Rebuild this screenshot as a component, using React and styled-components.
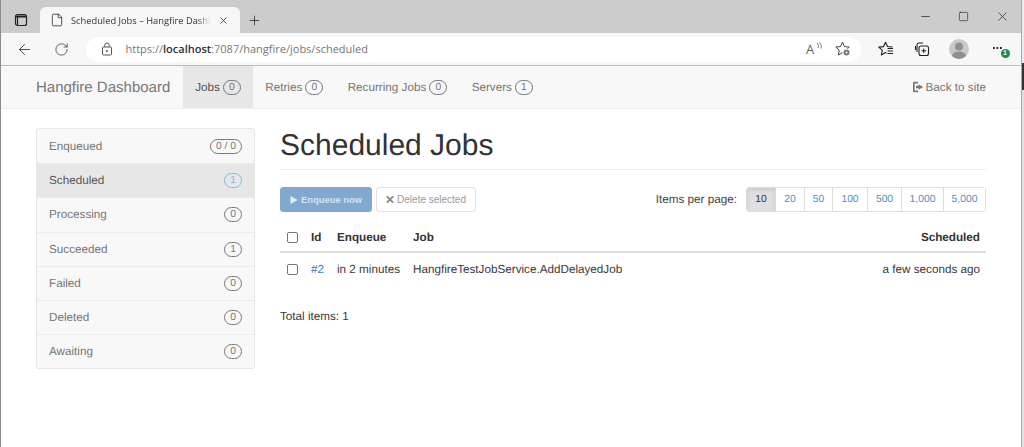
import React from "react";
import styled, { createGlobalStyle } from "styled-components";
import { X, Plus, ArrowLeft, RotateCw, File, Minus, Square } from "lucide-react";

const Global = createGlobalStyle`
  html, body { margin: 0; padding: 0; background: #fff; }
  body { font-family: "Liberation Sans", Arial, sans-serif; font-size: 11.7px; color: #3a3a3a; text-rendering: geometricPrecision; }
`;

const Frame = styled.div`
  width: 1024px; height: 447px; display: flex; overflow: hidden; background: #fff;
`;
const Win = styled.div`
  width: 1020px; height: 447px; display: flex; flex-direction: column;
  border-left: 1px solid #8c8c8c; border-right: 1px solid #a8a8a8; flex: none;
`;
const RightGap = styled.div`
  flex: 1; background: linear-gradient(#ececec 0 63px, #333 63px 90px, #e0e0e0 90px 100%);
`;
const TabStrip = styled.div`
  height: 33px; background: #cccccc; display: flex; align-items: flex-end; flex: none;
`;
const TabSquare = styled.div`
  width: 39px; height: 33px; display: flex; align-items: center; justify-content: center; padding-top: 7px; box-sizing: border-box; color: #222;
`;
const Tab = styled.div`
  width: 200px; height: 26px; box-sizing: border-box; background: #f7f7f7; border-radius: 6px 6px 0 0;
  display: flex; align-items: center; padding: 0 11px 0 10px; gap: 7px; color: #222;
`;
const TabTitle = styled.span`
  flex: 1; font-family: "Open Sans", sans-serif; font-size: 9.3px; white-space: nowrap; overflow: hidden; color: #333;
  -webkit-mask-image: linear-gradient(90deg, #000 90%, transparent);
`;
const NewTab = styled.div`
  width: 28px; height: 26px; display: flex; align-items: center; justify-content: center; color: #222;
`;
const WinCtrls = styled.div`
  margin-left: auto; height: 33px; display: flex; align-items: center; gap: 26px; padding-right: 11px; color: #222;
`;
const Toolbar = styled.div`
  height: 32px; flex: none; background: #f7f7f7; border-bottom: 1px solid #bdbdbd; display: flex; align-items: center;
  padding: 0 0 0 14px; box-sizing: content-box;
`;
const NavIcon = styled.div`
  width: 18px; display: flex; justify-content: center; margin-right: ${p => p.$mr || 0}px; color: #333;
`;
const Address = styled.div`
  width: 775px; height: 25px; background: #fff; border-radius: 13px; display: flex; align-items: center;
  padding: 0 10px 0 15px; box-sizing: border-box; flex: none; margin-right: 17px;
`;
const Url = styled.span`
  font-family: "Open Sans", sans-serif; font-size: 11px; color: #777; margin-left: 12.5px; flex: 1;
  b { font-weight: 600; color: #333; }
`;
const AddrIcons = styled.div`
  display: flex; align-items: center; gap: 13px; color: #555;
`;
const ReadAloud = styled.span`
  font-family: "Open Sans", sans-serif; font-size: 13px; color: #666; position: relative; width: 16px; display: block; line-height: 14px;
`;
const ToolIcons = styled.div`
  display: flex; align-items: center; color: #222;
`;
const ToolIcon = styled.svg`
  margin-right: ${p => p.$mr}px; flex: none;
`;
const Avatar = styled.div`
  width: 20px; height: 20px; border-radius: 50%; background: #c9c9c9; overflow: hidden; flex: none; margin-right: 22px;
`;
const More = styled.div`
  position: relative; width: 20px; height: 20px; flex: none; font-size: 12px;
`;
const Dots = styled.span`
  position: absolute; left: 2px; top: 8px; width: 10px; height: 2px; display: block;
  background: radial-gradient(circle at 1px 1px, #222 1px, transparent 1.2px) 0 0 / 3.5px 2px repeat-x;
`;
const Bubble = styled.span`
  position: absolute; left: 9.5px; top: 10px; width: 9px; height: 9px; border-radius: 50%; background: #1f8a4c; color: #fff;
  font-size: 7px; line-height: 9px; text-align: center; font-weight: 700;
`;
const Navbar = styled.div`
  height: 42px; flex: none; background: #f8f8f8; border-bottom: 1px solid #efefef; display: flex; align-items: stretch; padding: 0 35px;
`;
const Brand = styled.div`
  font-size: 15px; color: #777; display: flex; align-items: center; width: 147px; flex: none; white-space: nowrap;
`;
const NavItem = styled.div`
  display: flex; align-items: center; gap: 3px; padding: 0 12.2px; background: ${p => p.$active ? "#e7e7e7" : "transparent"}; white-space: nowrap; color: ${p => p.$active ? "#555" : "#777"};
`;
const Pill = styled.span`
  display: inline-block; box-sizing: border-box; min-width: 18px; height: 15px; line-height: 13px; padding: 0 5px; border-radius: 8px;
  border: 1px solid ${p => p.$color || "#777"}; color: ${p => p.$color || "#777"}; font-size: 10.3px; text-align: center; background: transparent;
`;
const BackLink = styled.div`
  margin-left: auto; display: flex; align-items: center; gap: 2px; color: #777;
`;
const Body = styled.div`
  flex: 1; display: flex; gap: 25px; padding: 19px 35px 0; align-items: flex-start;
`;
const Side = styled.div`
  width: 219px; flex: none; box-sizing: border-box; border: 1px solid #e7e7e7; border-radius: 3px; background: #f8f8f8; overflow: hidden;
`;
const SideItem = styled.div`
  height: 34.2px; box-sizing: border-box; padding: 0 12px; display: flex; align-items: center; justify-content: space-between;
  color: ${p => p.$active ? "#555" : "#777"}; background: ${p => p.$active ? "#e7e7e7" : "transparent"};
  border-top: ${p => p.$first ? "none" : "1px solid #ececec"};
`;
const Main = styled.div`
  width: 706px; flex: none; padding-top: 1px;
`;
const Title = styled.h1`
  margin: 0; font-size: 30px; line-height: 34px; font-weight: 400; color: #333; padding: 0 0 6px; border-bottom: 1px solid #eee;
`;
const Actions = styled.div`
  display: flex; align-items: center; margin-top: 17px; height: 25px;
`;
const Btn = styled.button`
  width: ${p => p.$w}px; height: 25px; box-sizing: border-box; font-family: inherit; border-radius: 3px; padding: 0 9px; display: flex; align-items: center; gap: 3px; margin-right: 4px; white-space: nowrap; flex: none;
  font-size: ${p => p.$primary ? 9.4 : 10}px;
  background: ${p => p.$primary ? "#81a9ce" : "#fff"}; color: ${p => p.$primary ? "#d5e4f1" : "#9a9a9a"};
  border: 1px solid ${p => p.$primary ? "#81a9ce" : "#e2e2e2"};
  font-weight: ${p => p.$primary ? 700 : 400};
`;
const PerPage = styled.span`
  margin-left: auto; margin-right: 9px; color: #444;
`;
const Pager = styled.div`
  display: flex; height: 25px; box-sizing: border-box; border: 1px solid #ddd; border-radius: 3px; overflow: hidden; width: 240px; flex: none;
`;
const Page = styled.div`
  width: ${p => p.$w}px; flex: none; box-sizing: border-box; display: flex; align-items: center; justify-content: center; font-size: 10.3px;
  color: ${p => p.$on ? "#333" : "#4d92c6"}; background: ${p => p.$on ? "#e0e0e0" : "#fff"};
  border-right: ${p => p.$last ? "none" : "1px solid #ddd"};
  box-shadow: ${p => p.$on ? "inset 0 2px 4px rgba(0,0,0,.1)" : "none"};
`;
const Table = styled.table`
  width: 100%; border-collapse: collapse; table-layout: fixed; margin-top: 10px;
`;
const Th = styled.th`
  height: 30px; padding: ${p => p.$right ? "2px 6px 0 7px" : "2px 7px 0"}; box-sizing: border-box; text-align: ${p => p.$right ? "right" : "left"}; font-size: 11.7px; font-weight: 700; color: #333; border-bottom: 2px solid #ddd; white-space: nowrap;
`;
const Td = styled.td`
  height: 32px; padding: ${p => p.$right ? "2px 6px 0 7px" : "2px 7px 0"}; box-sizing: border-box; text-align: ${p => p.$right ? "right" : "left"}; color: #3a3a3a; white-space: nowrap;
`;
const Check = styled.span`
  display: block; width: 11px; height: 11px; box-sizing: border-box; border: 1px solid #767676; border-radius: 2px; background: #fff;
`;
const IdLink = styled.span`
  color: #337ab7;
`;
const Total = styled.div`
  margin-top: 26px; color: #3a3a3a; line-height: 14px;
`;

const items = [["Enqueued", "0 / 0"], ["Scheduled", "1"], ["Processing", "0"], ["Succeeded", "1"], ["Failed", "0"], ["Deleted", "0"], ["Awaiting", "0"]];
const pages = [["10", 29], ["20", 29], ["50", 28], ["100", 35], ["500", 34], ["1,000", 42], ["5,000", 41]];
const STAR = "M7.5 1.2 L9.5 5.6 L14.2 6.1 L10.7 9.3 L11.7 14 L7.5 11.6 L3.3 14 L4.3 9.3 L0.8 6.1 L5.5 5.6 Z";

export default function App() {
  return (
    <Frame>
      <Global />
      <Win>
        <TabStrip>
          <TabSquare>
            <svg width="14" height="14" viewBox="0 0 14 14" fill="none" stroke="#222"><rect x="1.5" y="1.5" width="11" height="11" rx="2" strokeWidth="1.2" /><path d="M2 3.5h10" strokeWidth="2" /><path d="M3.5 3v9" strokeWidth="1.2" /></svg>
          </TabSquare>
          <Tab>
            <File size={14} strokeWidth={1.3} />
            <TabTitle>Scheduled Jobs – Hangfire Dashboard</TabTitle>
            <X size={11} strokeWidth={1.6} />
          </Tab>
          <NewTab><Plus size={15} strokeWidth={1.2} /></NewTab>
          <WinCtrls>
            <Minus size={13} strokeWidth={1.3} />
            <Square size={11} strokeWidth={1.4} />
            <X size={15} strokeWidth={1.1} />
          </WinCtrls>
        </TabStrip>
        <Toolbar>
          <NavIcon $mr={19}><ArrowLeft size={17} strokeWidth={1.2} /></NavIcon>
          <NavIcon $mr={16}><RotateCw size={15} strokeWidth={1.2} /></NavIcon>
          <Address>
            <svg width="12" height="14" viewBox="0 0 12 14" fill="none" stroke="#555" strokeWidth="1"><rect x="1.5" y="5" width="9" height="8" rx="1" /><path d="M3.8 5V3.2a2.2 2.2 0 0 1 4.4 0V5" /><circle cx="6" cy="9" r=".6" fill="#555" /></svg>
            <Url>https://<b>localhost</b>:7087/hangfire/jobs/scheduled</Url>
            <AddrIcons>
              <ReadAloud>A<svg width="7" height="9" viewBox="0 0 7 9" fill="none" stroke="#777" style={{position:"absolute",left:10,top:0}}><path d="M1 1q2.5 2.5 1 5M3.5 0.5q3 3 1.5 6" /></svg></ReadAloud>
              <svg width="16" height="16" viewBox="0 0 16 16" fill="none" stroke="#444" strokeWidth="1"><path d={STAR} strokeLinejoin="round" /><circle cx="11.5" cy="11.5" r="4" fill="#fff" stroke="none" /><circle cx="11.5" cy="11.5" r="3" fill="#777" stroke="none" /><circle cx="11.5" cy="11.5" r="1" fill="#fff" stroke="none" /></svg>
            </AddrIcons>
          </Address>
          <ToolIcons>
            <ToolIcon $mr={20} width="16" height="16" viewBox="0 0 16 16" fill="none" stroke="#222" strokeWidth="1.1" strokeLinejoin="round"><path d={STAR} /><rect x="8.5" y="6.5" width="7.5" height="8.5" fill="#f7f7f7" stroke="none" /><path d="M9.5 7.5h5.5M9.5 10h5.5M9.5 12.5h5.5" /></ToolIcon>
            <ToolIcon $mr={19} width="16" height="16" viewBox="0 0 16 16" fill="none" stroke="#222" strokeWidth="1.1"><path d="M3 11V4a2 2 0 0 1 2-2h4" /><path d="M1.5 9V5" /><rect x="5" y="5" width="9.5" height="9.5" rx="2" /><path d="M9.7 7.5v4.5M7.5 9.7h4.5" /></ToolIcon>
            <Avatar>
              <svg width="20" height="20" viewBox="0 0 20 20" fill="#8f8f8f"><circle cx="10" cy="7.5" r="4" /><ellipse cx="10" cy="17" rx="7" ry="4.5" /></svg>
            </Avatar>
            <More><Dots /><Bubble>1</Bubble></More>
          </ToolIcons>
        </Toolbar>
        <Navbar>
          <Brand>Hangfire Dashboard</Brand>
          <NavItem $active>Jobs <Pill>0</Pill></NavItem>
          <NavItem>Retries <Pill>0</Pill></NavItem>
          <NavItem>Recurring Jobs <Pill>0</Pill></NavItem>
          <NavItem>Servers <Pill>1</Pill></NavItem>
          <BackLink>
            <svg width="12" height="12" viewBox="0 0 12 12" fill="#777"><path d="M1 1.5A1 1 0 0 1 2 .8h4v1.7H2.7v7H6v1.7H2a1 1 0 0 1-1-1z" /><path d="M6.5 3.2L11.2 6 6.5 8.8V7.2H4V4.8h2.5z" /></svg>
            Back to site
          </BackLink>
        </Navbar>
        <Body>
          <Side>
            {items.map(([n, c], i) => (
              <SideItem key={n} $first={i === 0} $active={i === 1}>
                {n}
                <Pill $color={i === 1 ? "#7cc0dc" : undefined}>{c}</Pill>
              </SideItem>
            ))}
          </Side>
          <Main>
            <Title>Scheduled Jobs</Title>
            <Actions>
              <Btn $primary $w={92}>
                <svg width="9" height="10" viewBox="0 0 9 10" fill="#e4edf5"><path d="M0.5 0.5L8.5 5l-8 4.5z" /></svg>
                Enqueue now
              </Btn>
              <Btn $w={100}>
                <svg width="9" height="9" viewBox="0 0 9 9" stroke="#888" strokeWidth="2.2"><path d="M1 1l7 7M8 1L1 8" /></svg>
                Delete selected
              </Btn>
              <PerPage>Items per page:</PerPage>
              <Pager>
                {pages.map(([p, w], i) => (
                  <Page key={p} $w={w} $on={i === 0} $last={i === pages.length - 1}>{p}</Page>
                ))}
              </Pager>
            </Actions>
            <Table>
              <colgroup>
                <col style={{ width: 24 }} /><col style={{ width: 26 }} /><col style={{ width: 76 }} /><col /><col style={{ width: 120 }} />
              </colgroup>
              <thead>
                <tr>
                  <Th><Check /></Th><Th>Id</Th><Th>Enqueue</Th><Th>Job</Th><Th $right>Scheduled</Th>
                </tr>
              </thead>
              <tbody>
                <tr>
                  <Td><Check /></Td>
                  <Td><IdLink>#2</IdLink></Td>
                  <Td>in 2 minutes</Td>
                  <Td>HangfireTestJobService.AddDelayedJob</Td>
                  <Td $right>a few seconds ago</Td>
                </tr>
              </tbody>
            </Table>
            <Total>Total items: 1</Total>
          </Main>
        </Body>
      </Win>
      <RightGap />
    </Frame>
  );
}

========================================================================

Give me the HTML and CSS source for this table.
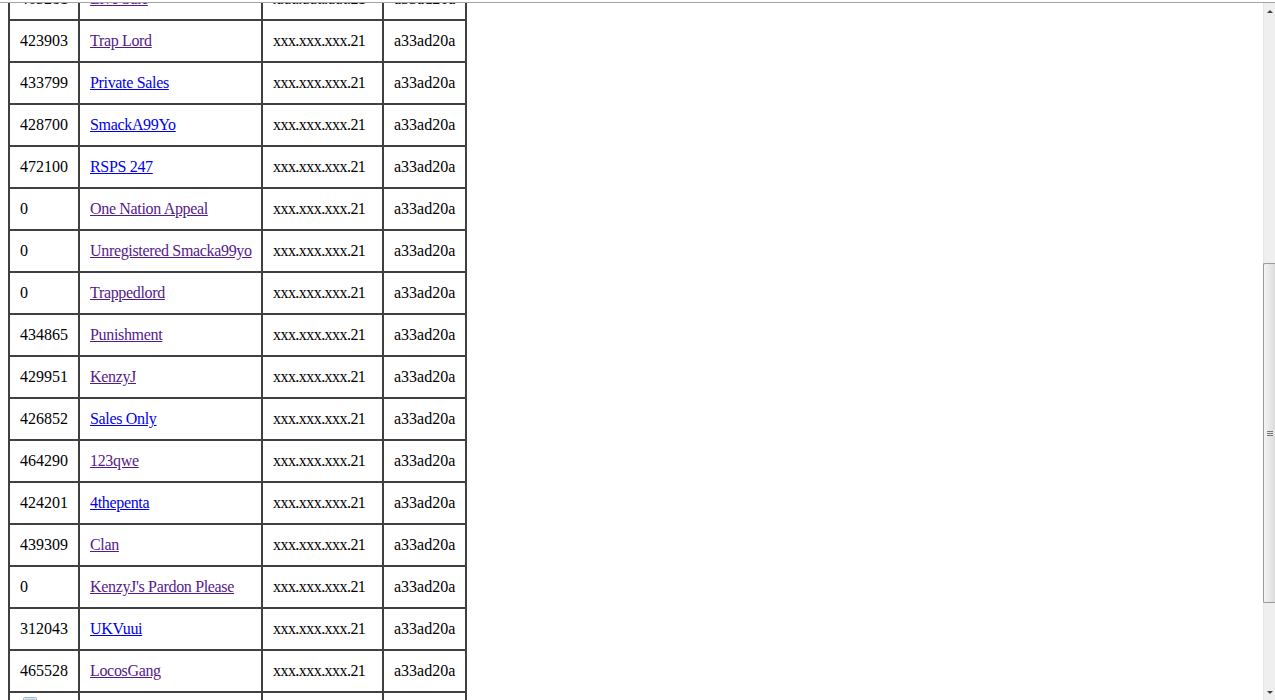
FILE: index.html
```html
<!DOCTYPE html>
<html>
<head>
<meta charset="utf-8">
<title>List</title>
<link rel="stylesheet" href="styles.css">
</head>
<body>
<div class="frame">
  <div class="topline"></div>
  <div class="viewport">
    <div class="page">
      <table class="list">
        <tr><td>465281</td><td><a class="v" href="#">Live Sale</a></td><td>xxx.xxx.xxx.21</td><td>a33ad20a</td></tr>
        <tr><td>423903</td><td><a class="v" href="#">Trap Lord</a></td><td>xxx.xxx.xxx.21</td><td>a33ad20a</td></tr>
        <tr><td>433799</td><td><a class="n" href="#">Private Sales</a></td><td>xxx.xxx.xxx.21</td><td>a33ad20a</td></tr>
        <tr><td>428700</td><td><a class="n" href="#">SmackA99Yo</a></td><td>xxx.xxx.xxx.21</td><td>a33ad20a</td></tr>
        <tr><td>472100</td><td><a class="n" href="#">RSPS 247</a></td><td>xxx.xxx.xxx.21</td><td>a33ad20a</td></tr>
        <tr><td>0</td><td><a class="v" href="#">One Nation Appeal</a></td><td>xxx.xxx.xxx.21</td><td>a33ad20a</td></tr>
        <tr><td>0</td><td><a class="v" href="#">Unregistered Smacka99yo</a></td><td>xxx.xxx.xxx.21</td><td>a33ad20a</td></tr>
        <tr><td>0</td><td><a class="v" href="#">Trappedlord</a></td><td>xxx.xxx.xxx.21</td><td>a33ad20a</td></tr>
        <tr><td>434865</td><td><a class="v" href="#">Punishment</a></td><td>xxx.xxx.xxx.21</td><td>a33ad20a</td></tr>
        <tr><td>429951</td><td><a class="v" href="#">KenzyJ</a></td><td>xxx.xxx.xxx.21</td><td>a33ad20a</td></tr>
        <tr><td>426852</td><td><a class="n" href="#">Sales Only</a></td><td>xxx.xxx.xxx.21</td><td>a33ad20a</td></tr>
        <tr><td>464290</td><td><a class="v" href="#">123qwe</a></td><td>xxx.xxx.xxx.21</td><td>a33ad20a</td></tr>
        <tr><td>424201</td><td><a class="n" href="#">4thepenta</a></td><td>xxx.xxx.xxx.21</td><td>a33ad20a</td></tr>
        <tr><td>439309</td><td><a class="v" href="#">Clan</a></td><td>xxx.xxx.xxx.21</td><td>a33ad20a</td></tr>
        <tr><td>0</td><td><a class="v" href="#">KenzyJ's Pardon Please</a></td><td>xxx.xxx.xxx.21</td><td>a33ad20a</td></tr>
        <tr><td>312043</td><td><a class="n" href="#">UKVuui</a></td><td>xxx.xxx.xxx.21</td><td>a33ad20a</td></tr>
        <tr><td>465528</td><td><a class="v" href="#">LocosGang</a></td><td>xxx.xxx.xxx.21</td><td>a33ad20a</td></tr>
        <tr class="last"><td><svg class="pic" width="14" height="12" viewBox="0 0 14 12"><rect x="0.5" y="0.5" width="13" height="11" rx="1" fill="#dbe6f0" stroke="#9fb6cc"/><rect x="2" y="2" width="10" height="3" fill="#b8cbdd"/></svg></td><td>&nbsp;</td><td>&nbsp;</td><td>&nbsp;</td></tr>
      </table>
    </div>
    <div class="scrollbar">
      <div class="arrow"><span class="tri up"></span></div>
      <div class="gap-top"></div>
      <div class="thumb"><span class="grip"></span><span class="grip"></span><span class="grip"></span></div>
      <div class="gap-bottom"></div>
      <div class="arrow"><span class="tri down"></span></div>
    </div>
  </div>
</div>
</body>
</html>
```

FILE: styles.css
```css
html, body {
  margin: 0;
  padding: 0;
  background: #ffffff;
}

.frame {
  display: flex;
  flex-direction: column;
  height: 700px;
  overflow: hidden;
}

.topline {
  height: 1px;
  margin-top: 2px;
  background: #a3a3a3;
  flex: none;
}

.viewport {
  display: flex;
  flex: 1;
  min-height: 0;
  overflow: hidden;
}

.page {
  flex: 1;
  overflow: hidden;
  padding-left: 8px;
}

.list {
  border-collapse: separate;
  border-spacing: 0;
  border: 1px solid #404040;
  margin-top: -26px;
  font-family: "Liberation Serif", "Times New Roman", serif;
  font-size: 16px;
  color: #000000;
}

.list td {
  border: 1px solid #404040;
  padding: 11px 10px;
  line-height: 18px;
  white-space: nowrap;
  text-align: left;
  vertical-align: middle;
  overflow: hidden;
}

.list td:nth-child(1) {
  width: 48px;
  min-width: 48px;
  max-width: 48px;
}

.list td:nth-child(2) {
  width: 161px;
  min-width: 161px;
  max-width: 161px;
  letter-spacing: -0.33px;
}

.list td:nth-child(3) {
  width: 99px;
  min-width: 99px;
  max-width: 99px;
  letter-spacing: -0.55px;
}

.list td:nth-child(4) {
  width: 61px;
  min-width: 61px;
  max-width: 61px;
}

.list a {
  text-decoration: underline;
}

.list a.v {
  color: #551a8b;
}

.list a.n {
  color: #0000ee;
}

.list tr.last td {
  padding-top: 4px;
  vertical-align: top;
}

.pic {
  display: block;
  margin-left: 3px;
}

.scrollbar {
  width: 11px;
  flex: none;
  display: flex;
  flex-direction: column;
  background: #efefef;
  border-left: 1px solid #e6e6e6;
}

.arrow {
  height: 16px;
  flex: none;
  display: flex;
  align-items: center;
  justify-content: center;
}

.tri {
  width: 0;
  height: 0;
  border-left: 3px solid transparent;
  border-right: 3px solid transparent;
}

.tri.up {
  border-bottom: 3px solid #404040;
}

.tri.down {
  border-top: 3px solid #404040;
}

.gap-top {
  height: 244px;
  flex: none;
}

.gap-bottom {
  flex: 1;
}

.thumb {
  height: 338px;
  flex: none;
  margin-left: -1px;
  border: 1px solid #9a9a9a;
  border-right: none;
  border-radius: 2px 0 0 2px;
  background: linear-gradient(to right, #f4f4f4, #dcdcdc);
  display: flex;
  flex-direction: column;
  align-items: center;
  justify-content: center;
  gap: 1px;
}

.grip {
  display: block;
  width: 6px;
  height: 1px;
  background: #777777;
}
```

========================================================================

> _WORK TO BE COMPLETED_:
Collect each line holding the string "this".

> _THE RESPONSE_:
Rebuild this screenshot as a component, using React and styled-components.
Give me the HTML and CSS source for this table.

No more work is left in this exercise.